O Banco de Moçambique tem tentado exercer controlo através da aplicação de multas por incumprimento de normas cambiais, prudenciais e de protecção ao consumidor. Só em 2023, o BCI foi penalizado em cerca de 40 milhões de meticais devido a irregularidades atribuídas, maioritariamente, à sua administração estrangeira. Já o total de coimas aplicadas ao Millennium BIM, FNB e Letsego ultrapassou os 130 milhões de meticais. Em 2024, novas sanções foram aplicadas a nove instituições, entre elas o Moza Banco, Absa e Société Générale, por violações ligadas a branqueamento de capitais, financiamento ao terrorismo e outras infrações graves.
Apesar disso, as penalizações não têm alterado o cenário. A contratação de expatriados para cargos de liderança sem concurso público é recorrente. O SNEB destaca que a legislação laboral moçambicana apenas impõe quotas de contratação de estrangeiros para funções técnicas, ignorando as posições de chefia, lacuna legal que tem sido explorada para justificar, sem evidências, a alegada falta de quadros nacionais qualificados.
Outro mecanismo frequentemente utilizado para perpetuar o domínio estrangeiro é o processo acelerado de naturalização, no qual expatriados adquirem a nacionalidade moçambicana, passam oficialmente para cargos inferiores, mas continuam a beneficiar das mesmas regalias, abrindo espaço para novas contratações de estrangeiros em posições-chave.
Para Mauro Zefanias, jurista do SNEB e especialista em questões laborais, a problemática ultrapassa a simples presença de estrangeiros. “Existe um componente racial evidente nesta exclusão. Em Moçambique, não há equilíbrio étnico ou racial nas direcções bancárias. Países como a África do Sul enfrentaram esta realidade com políticas afirmativas, como o Black Economic Empowerment, que estabelecem quotas nos cargos de liderança. Em Moçambique, esta discussão ainda é ignorada”, afirmou.
Além da exclusão dos moçambicanos nos cargos de topo, o sector vive um agravamento da precariedade laboral.

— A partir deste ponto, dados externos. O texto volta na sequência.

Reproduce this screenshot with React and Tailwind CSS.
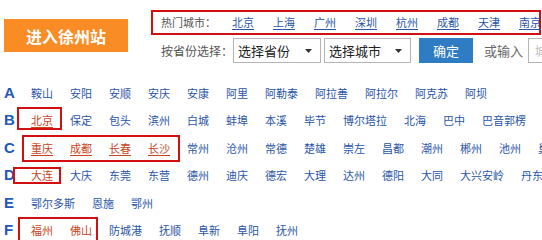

A prática de outsourcing tem-se expandido, colocando trabalhadores contratados por empresas externas a exercer as mesmas funções que os funcionários internos, mas com salários mais baixos e sem acesso a benefícios. Ao mesmo tempo, trabalhadores mais antigos são pressionados a aceitar rescisões contratuais forçadas, sendo substituídos por jovens recém-formados, geralmente com salários inferiores.
Esta realidade revela um sistema financeiro que se distancia do seu papel no desenvolvimento do país. Ao invés de promover inclusão e crescimento económico, o sector bancário alimenta as desigualdades, reforça uma cultura de opressão e actua como uma estrutura isolada da fiscalização pública e dos interesses nacionais.
Sem mudanças urgentes, Moçambique arrisca-se a perder o controlo do seu sistema financeiro, um sector estratégico para qualquer Estado soberano. A revisão das leis laborais, a imposição de quotas para cargos de liderança, o fortalecimento da fiscalização e a valorização do talento nacional são medidas urgentes e indispensáveis. A falta de acção por parte das autoridades representa, na prática, uma aceitação silenciosa da captura de um dos sectores mais vitais do país.